Defendant moved to strike from consideration by this court the affidavits of counsel involved in this case, which were offered by Plaintiff in her Motion to Correct the Record. Because none of the material that Defendant finds objectionable was considered in the disposition of this case, the Motion to Strike is denied. See Osborne v. Babbitt, 61 F.3d 810, 814 (10th Cir. 1995).
We therefore AFFIRM the district court's ruling on Plaintiff's expert witness, REVERSE the district court's grant of the motion for judgment as a matter of law, DENY Defendant's Motion to Strike, and REMAND for further proceedings consistent with this opinion.
AFFIRMED in part, REVERSED in part, and REMANDED.
1. The trial court stated:
I'm going to have to dismiss the case. There is no evidence to support the plaintiff's claim of a manufacturing defect and I'm well aware of that. You have to have a witness that can qualify as having the kind of knowledge that would allow him to express that opinion.
App. to Appellant's Br., Vol. II at 378.
2. "Plaintiff's claims of alleged defect of the subject tire cannot be sustained absent expert witness testimony as to said defect." App. to Appellant's Br., Vol. II at 390 (Order Excluding Expert Witness and Judgment of Dismissal With Prejudice at ¶ 2); see also id. at 387 (Findings of Fact and Conclusions of Law at ¶ 5).
3. For other states that follow this rule, see Anderson v. Chrysler Corp., 403 S.E.2d 189, 193 (W. Va. 1991) (Arkansas, Hawaii, Idaho, Illinois, Minnesota, Nevada, New Hampshire, New York).
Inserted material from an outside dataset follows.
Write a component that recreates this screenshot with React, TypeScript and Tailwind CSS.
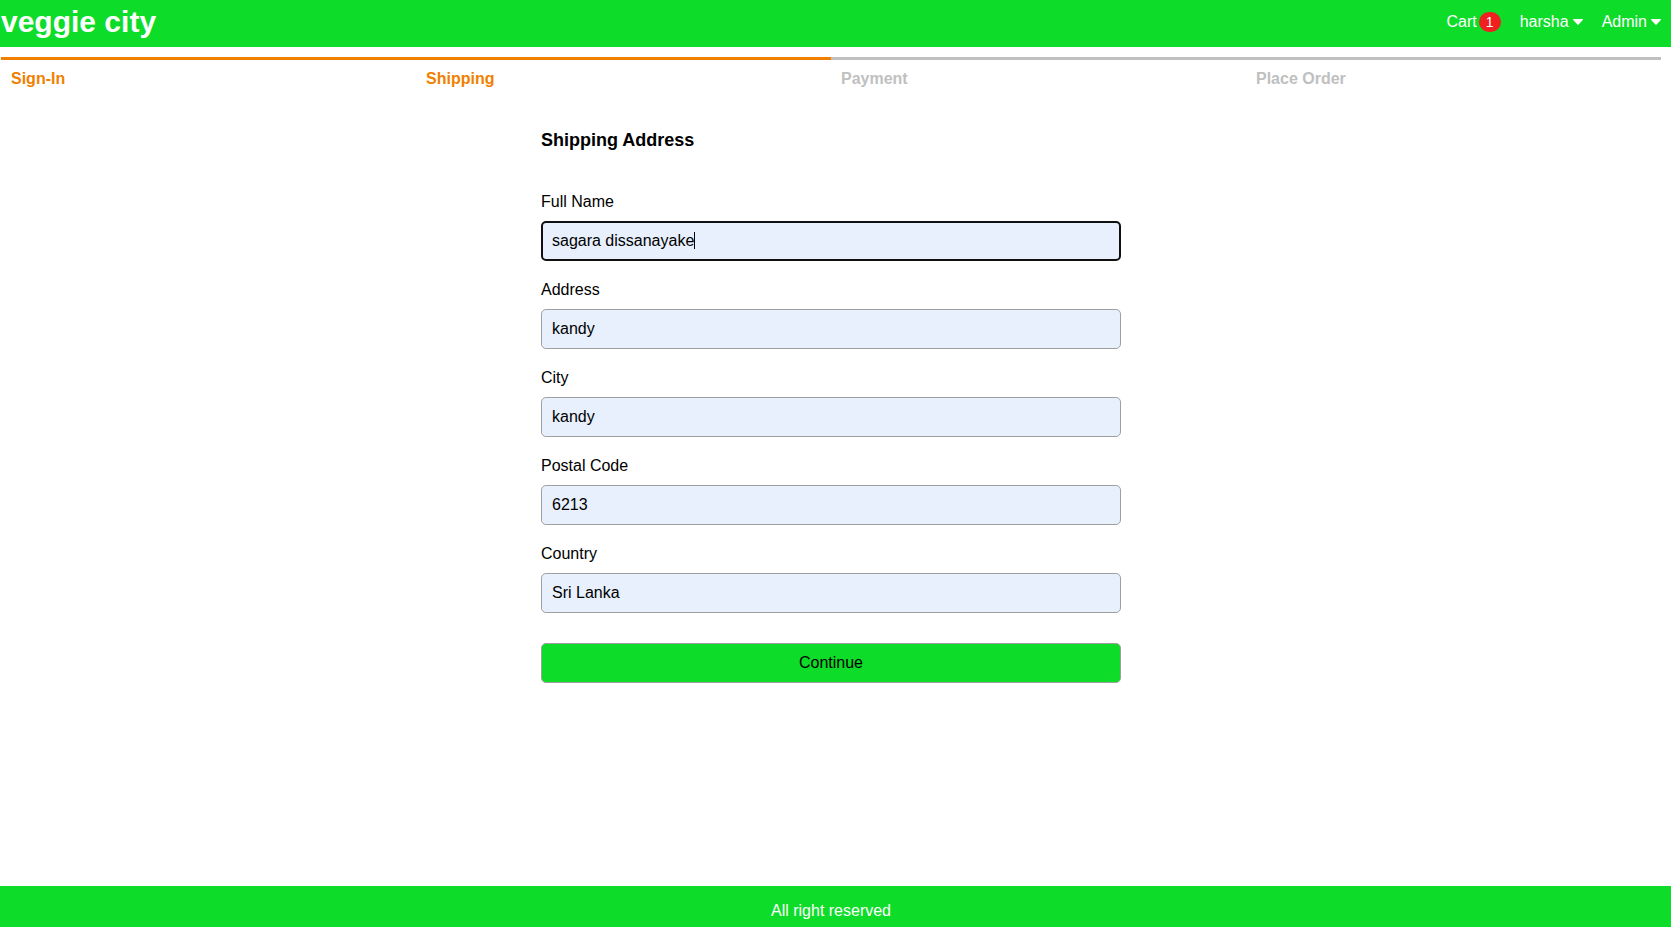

Additionally, this position is explained in Christopher H. Hall, Annotation, Strict Products Liability: Product Malfunction or Occurrence of Accident as Evidence of Defect, 65 A.L.R. 4th 346, 354-58 (1988), which lists the following jurisdictions as holding that plaintiff can make a prima facie case of defectiveness by proving the fact of a malfunction or the occurrence of an accident in conjunction with other circumstantial evidence: Arizona, California, Connecticut, the District of Columbia, Florida, Iowa, Kansas, Louisiana, Maryland, Montana, New Jersey, North Dakota, Oklahoma, Pennsylvania, Rhode Island, Tennessee, Texas, Washington, and Wisconsin.